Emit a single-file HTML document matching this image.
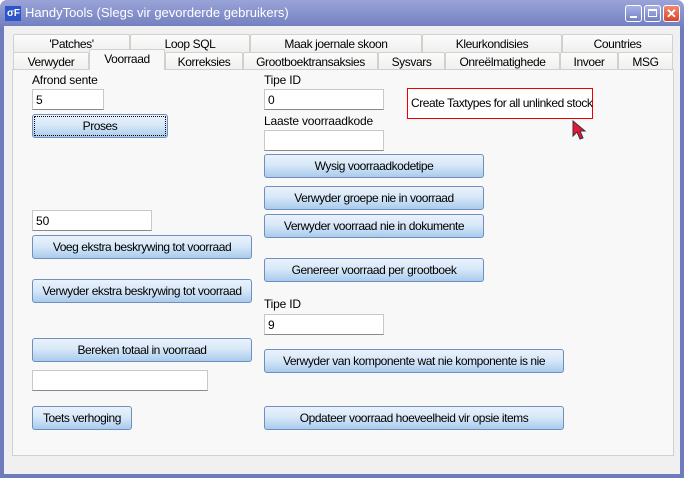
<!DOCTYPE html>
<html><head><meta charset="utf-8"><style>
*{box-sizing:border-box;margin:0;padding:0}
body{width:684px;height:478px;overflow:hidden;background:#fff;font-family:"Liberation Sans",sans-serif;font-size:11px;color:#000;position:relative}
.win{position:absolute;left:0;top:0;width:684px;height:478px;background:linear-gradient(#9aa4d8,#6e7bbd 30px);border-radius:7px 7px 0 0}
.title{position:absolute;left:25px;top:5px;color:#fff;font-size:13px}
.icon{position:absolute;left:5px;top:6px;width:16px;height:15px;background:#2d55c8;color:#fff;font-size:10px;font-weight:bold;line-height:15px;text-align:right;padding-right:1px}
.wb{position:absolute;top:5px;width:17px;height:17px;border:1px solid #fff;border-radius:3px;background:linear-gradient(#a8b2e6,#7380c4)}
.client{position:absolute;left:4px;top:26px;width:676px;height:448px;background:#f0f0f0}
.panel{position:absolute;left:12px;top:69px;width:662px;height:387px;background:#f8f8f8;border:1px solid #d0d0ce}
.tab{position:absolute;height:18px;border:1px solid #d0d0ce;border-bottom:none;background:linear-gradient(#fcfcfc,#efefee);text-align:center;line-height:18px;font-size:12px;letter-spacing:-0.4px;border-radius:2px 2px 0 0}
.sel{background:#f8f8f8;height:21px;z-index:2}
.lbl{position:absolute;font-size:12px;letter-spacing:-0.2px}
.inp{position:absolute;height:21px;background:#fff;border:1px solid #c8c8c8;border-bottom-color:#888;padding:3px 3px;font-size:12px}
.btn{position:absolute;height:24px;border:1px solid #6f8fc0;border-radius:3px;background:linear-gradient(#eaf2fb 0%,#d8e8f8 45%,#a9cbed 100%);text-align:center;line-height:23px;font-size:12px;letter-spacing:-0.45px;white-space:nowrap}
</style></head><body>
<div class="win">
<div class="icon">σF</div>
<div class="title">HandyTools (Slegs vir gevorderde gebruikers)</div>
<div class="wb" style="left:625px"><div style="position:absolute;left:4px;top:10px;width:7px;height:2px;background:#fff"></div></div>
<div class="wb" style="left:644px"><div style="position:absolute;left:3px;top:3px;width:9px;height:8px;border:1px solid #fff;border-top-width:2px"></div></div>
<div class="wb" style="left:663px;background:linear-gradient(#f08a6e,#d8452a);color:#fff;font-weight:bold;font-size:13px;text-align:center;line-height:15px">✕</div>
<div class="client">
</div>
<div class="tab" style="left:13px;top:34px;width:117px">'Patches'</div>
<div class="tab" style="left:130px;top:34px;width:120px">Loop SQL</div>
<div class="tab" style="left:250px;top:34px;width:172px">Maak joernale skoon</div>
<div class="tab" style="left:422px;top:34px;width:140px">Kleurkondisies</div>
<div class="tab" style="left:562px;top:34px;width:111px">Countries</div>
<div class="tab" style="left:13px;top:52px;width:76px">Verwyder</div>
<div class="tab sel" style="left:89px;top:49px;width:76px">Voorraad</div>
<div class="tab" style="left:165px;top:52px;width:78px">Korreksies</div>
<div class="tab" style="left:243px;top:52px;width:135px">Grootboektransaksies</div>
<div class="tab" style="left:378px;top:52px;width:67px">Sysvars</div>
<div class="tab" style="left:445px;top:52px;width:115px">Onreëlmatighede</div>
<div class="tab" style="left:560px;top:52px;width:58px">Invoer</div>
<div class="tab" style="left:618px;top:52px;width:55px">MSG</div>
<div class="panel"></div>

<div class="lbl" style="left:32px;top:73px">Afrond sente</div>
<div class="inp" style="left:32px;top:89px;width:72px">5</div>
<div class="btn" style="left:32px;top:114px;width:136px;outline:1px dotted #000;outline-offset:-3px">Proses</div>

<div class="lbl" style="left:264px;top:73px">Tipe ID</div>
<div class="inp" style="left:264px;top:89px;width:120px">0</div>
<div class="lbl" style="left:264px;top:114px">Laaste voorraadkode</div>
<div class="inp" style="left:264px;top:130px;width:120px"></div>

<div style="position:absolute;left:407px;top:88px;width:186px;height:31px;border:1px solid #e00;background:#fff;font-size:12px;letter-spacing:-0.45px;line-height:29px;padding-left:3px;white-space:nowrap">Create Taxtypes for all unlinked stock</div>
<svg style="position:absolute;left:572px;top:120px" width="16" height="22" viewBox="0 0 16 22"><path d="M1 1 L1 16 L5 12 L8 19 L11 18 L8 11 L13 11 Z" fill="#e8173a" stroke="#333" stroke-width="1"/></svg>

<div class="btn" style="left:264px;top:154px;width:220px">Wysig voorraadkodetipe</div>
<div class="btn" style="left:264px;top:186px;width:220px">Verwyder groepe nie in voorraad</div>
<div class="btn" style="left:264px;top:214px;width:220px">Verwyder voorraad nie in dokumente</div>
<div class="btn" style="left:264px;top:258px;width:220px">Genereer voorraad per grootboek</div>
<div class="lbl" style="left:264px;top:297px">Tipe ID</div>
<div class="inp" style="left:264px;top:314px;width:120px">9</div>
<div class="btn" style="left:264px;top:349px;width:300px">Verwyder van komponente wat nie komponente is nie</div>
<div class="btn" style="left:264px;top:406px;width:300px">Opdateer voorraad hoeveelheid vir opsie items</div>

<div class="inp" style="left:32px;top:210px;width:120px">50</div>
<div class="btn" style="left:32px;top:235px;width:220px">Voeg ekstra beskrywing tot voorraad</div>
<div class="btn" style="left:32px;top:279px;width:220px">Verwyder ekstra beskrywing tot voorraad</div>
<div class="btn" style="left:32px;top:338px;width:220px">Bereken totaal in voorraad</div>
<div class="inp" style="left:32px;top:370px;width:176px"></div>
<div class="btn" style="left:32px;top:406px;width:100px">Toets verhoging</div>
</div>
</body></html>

▬▬▬▬▬▬

● **TO DO**: Print out the lines exactly, skipping any picture.

● **RESPONSE TO THIS TASK**:
Emit a single-file HTML document matching this image.
<!DOCTYPE html>
<html><head><meta charset="utf-8"><style>
*{box-sizing:border-box;margin:0;padding:0}
body{width:684px;height:478px;overflow:hidden;background:#fff;font-family:"Liberation Sans",sans-serif;font-size:11px;color:#000;position:relative}
.win{position:absolute;left:0;top:0;width:684px;height:478px;background:linear-gradient(#9aa4d8,#6e7bbd 30px);border-radius:7px 7px 0 0}
.title{position:absolute;left:25px;top:5px;color:#fff;font-size:13px}
.icon{position:absolute;left:5px;top:6px;width:16px;height:15px;background:#2d55c8;color:#fff;font-size:10px;font-weight:bold;line-height:15px;text-align:right;padding-right:1px}
.wb{position:absolute;top:5px;width:17px;height:17px;border:1px solid #fff;border-radius:3px;background:linear-gradient(#a8b2e6,#7380c4)}
.client{position:absolute;left:4px;top:26px;width:676px;height:448px;background:#f0f0f0}
.panel{position:absolute;left:12px;top:69px;width:662px;height:387px;background:#f8f8f8;border:1px solid #d0d0ce}
.tab{position:absolute;height:18px;border:1px solid #d0d0ce;border-bottom:none;background:linear-gradient(#fcfcfc,#efefee);text-align:center;line-height:18px;font-size:12px;letter-spacing:-0.4px;border-radius:2px 2px 0 0}
.sel{background:#f8f8f8;height:21px;z-index:2}
.lbl{position:absolute;font-size:12px;letter-spacing:-0.2px}
.inp{position:absolute;height:21px;background:#fff;border:1px solid #c8c8c8;border-bottom-color:#888;padding:3px 3px;font-size:12px}
.btn{position:absolute;height:24px;border:1px solid #6f8fc0;border-radius:3px;background:linear-gradient(#eaf2fb 0%,#d8e8f8 45%,#a9cbed 100%);text-align:center;line-height:23px;font-size:12px;letter-spacing:-0.45px;white-space:nowrap}
</style></head><body>
<div class="win">
<div class="icon">σF</div>
<div class="title">HandyTools (Slegs vir gevorderde gebruikers)</div>
<div class="wb" style="left:625px"><div style="position:absolute;left:4px;top:10px;width:7px;height:2px;background:#fff"></div></div>
<div class="wb" style="left:644px"><div style="position:absolute;left:3px;top:3px;width:9px;height:8px;border:1px solid #fff;border-top-width:2px"></div></div>
<div class="wb" style="left:663px;background:linear-gradient(#f08a6e,#d8452a);color:#fff;font-weight:bold;font-size:13px;text-align:center;line-height:15px">✕</div>
<div class="client">
</div>
<div class="tab" style="left:13px;top:34px;width:117px">'Patches'</div>
<div class="tab" style="left:130px;top:34px;width:120px">Loop SQL</div>
<div class="tab" style="left:250px;top:34px;width:172px">Maak joernale skoon</div>
<div class="tab" style="left:422px;top:34px;width:140px">Kleurkondisies</div>
<div class="tab" style="left:562px;top:34px;width:111px">Countries</div>
<div class="tab" style="left:13px;top:52px;width:76px">Verwyder</div>
<div class="tab sel" style="left:89px;top:49px;width:76px">Voorraad</div>
<div class="tab" style="left:165px;top:52px;width:78px">Korreksies</div>
<div class="tab" style="left:243px;top:52px;width:135px">Grootboektransaksies</div>
<div class="tab" style="left:378px;top:52px;width:67px">Sysvars</div>
<div class="tab" style="left:445px;top:52px;width:115px">Onreëlmatighede</div>
<div class="tab" style="left:560px;top:52px;width:58px">Invoer</div>
<div class="tab" style="left:618px;top:52px;width:55px">MSG</div>
<div class="panel"></div>

<div class="lbl" style="left:32px;top:73px">Afrond sente</div>
<div class="inp" style="left:32px;top:89px;width:72px">5</div>
<div class="btn" style="left:32px;top:114px;width:136px;outline:1px dotted #000;outline-offset:-3px">Proses</div>

<div class="lbl" style="left:264px;top:73px">Tipe ID</div>
<div class="inp" style="left:264px;top:89px;width:120px">0</div>
<div class="lbl" style="left:264px;top:114px">Laaste voorraadkode</div>
<div class="inp" style="left:264px;top:130px;width:120px"></div>

<div style="position:absolute;left:407px;top:88px;width:186px;height:31px;border:1px solid #e00;background:#fff;font-size:12px;letter-spacing:-0.45px;line-height:29px;padding-left:3px;white-space:nowrap">Create Taxtypes for all unlinked stock</div>
<svg style="position:absolute;left:572px;top:120px" width="16" height="22" viewBox="0 0 16 22"><path d="M1 1 L1 16 L5 12 L8 19 L11 18 L8 11 L13 11 Z" fill="#e8173a" stroke="#333" stroke-width="1"/></svg>

<div class="btn" style="left:264px;top:154px;width:220px">Wysig voorraadkodetipe</div>
<div class="btn" style="left:264px;top:186px;width:220px">Verwyder groepe nie in voorraad</div>
<div class="btn" style="left:264px;top:214px;width:220px">Verwyder voorraad nie in dokumente</div>
<div class="btn" style="left:264px;top:258px;width:220px">Genereer voorraad per grootboek</div>
<div class="lbl" style="left:264px;top:297px">Tipe ID</div>
<div class="inp" style="left:264px;top:314px;width:120px">9</div>
<div class="btn" style="left:264px;top:349px;width:300px">Verwyder van komponente wat nie komponente is nie</div>
<div class="btn" style="left:264px;top:406px;width:300px">Opdateer voorraad hoeveelheid vir opsie items</div>

<div class="inp" style="left:32px;top:210px;width:120px">50</div>
<div class="btn" style="left:32px;top:235px;width:220px">Voeg ekstra beskrywing tot voorraad</div>
<div class="btn" style="left:32px;top:279px;width:220px">Verwyder ekstra beskrywing tot voorraad</div>
<div class="btn" style="left:32px;top:338px;width:220px">Bereken totaal in voorraad</div>
<div class="inp" style="left:32px;top:370px;width:176px"></div>
<div class="btn" style="left:32px;top:406px;width:100px">Toets verhoging</div>
</div>
</body></html>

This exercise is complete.